EXERCISE BRIEF >> Only a number is wanted: the count of lines in this listing that contain "Convert".

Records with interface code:
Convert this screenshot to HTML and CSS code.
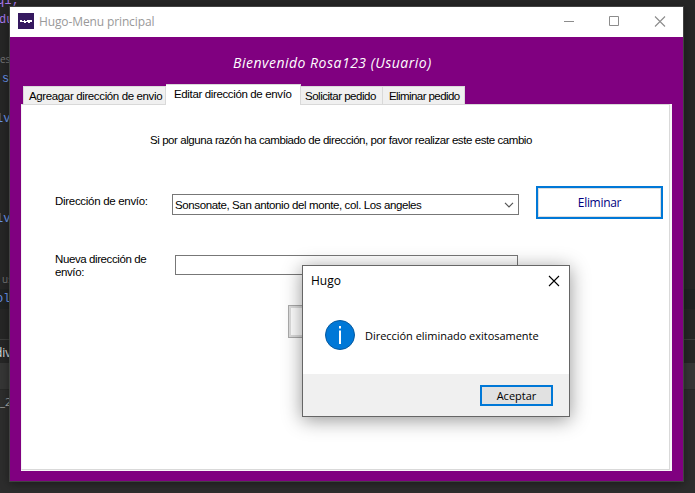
FILE: index.html
```html
<!DOCTYPE html>
<html lang="es">
<head>
<meta charset="utf-8">
<title>Hugo-Menu principal</title>
<link rel="stylesheet" href="styles.css">
</head>
<body>
<div class="desktop">
  <div class="editor">
    <div class="line purple">q1;</div>
    <div class="line purple up">du:</div>
    <div class="line"></div>
    <div class="line hint">es</div>
    <div class="line blue indent">st</div>
    <div class="line"></div>
    <div class="line blue shift">lva</div>
    <div class="line"></div>
    <div class="line"></div>
    <div class="line"></div>
    <div class="line"></div>
    <div class="line blue shift">lva</div>
    <div class="line"></div>
    <div class="line"></div>
    <div class="line hint indent">us</div>
    <div class="line blue shift current">ol</div>
    <div class="line"></div>
    <div class="tool-head">div</div>
    <div class="tool-bar"></div>
    <div class="tool-body">_2</div>
  </div>

  <main class="window">
    <header class="titlebar">
      <span class="app-icon"><svg width="16" height="16" viewBox="0 0 16 16"><path d="M2 7h2v1h2V7h1v1h2V7h5v2h-2v1h-2V9H8v1H6V9H2z" fill="#fff"/></svg></span>
      <span class="title">Hugo-Menu principal</span>
      <svg class="caption" width="104" height="12" viewBox="0 0 104 12" fill="none" stroke="#8c8c8c">
        <path d="M1 6.500h10M46.500 1.500h9v9h-9z"/><path d="M92 1.500l10 10M102 1.500l-10 10" stroke-width="1.100"/>
      </svg>
    </header>
    <h1 class="welcome">Bienvenido Rosa123 (Usuario)</h1>
    <nav class="tabs">
      <span class="tab t1">Agreagar dirección de envio</span>
      <span class="tab t2 active">Editar dirección de envío</span>
      <span class="tab t3">Solicitar pedido</span>
      <span class="tab t4">Eliminar pedido</span>
    </nav>
    <section class="page">
      <div class="sheet">
        <p class="intro">Si por alguna razón ha cambiado de dirección, por favor realizar este este cambio</p>
        <div class="row first">
          <label class="label one">Dirección de envío:</label>
          <div class="combo"><span>Sonsonate, San antonio del monte, col. Los angeles</span>
            <svg width="10" height="6" viewBox="0 0 10 6"><path d="M1 .8l4 4 4-4" fill="none" stroke="#555" stroke-width="1.200"/></svg>
          </div>
          <div class="button remove">Eliminar</div>
        </div>
        <div class="row second">
          <label class="label two">Nueva dirección de<br>envío:</label>
          <div class="field"></div>
        </div>
        <div class="button update"></div>
      </div>
    </section>
  </main>

  <div class="dialog">
    <div class="dialog-head"><span>Hugo</span>
      <svg width="12" height="12" viewBox="0 0 12 12"><path d="M1 1l10 10M11 1L1 11" stroke="#000" stroke-width="1.100"/></svg>
    </div>
    <div class="dialog-body">
      <svg width="30" height="30" viewBox="0 0 30 30"><circle cx="15" cy="15" r="14.500" fill="#0078d7" stroke="#075a9f"/><path d="M15 6v2.500M15 10.500v13.500" stroke="#fff" stroke-width="2"/></svg>
      <span>Dirección eliminado exitosamente</span>
    </div>
    <div class="dialog-foot"><div class="accept">Aceptar</div></div>
  </div>
</div>
</body>
</html>
```
FILE: styles.css
```css
* { box-sizing: border-box; }
body { margin: 0; font: 11.5px/14px "Liberation Sans", sans-serif; color: #000; }
.desktop { position: relative; width: 695px; height: 493px; overflow: hidden; background: #262626; }

.editor { margin-top: -11px; font: 12px/20px "Liberation Mono", monospace; }
.line { height: 20px; white-space: pre; }
.line:first-child { padding-top: 2px; text-indent: -3px; }
.up { padding-top: 1px; text-indent: -1px; }
.purple { color: #a878ee; }
.blue { color: #6a93e8; line-height: 21px; }
.hint { color: #777; font: 10px/21px "Open Sans", sans-serif; }
.indent { padding-left: 2px; }
.shift { text-indent: -4px; }
.current { background: #202323; }
.tool-head { height: 24px; margin-top: 10px; border-top: 1px solid #3c3c3c; color: #ddd; font: 12px/25px "Open Sans", sans-serif; text-indent: -5px; }
.tool-bar { height: 27px; background: #363636; border-bottom: 1px solid #292929; }
.tool-body { height: 104px; background: #2d2d2d; color: #aaa; font: 11.5px/24px "Open Sans", sans-serif; }

.window { position: absolute; left: 9px; top: 6px; width: 675px; height: 476px; display: flex; flex-direction: column; border: 1px solid #424242; background: #800080; box-shadow: 0 2px 9px rgba(0,0,0,.4); }
.titlebar { display: flex; align-items: center; height: 30px; background: #fff; padding: 0 16px 2px 8px; }
.app-icon { width: 16px; height: 16px; background: #35195f; }
.title { flex: 1; margin: 2px 0 0 5px; font: 12px/16px "Open Sans", sans-serif; letter-spacing: -.12px; color: #999; }
.caption { flex: none; }
.welcome { margin: 16px 0 0 223px; height: 31px; font: italic 500 14px/20px "Segoe Script", "Ink Free", "Comic Sans MS", "Open Sans", sans-serif; letter-spacing: .5px; color: #fff; white-space: nowrap; }
.tabs { position: relative; z-index: 1; display: flex; align-items: flex-end; height: 21px; margin-left: 13px; }
.tab { height: 19px; padding: 2px 0 0 5px; background: #f0f0f0; border: 1px solid #d9d9d9; border-left: 0; white-space: nowrap; }
.t1 { width: 143px; border-left: 1px solid #d9d9d9; letter-spacing: -.37px; }
.t2 { width: 135px; letter-spacing: -.36px; }
.t3 { width: 82px; padding-left: 4px; letter-spacing: -.49px; }
.t4 { width: 82px; padding-left: 6px; letter-spacing: -.58px; }
.tab.active { height: 21px; padding: 2px 0 0 8px; background: #fff; border-bottom: 0; }

.page { width: 651px; height: 367px; margin: -1px 0 0 11px; padding-right: 2px; padding-bottom: 1px; background: #f7f7f7; }
.sheet { height: 366px; background: #fff; border: 1px solid #d9d9d9; border-left-color: #f4f4f4; overflow: hidden; }
.intro { margin: 28px 0 0 128px; line-height: 14px; letter-spacing: -.43px; white-space: nowrap; }
.row { display: flex; align-items: flex-start; margin-left: 33px; }
.label { line-height: 13px; white-space: nowrap; }
.first { margin-top: 39px; }
.one { width: 117px; padding-top: 9px; letter-spacing: -.3px; }
.combo { width: 347px; height: 21px; margin-top: 8px; padding: 0 4px 0 2px; display: flex; align-items: center; justify-content: space-between; border: 1px solid #777; letter-spacing: -.39px; white-space: nowrap; }
.button { border: 2px solid #0078d7; box-shadow: inset 0 0 0 1px #ddd; }
.remove { width: 127px; height: 33px; margin-left: 17px; text-align: center; font: 12px/29px "Open Sans", sans-serif; letter-spacing: -.3px; color: #000080; }
.second { margin-top: 34px; }
.two { width: 120px; letter-spacing: -.4px; }
.field { width: 343px; height: 20px; margin-top: 2px; border: 1px solid #777; }
.update { width: 127px; height: 33px; margin: 26px 0 0 266px; border: 1px solid #aaa; box-shadow: inset 0 0 0 2px #ddd; }

.dialog { position: absolute; left: 302px; top: 265px; width: 268px; height: 152px; display: flex; flex-direction: column; border: 1px solid #666; background: #fff; box-shadow: 0 3px 18px rgba(0,0,0,.42); font-family: "Open Sans", sans-serif; }
.dialog-head { display: flex; justify-content: space-between; align-items: center; height: 30px; padding: 0 9px 1px 8px; font-size: 12px; }
.dialog-head span { margin-top: 1px; }
.dialog-body { flex: 1; display: flex; align-items: center; padding: 0 0 0 22px; }
.dialog-body span { margin: 2px 0 0 10px; font-size: 11px; letter-spacing: -.03px; white-space: nowrap; }
.dialog-foot { display: flex; justify-content: flex-end; height: 42px; padding: 11px 16px 0; background: #f0f0f0; }
.accept { width: 73px; height: 21px; border: 2px solid #0078d7; background: #e1e1e1; text-align: center; font-size: 11px; line-height: 18px; }
```
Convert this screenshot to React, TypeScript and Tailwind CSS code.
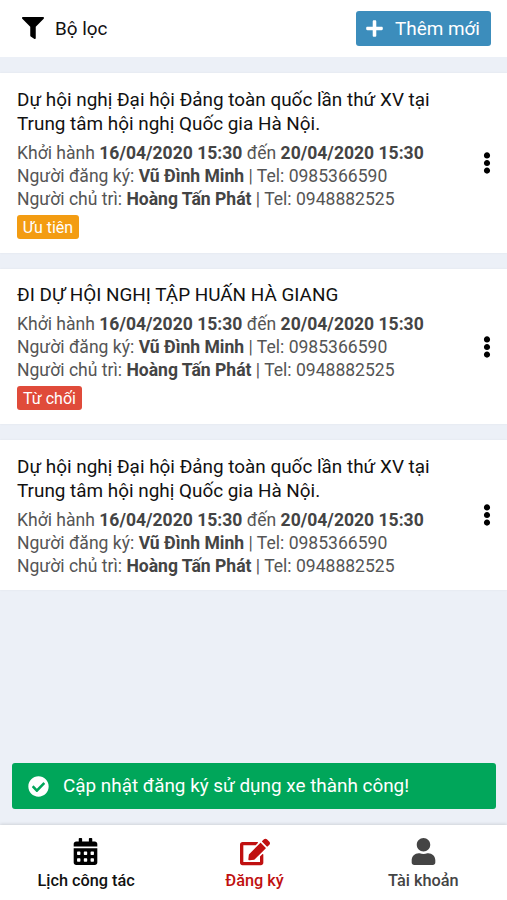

ANSWER TO THIS EXERCISE >> 2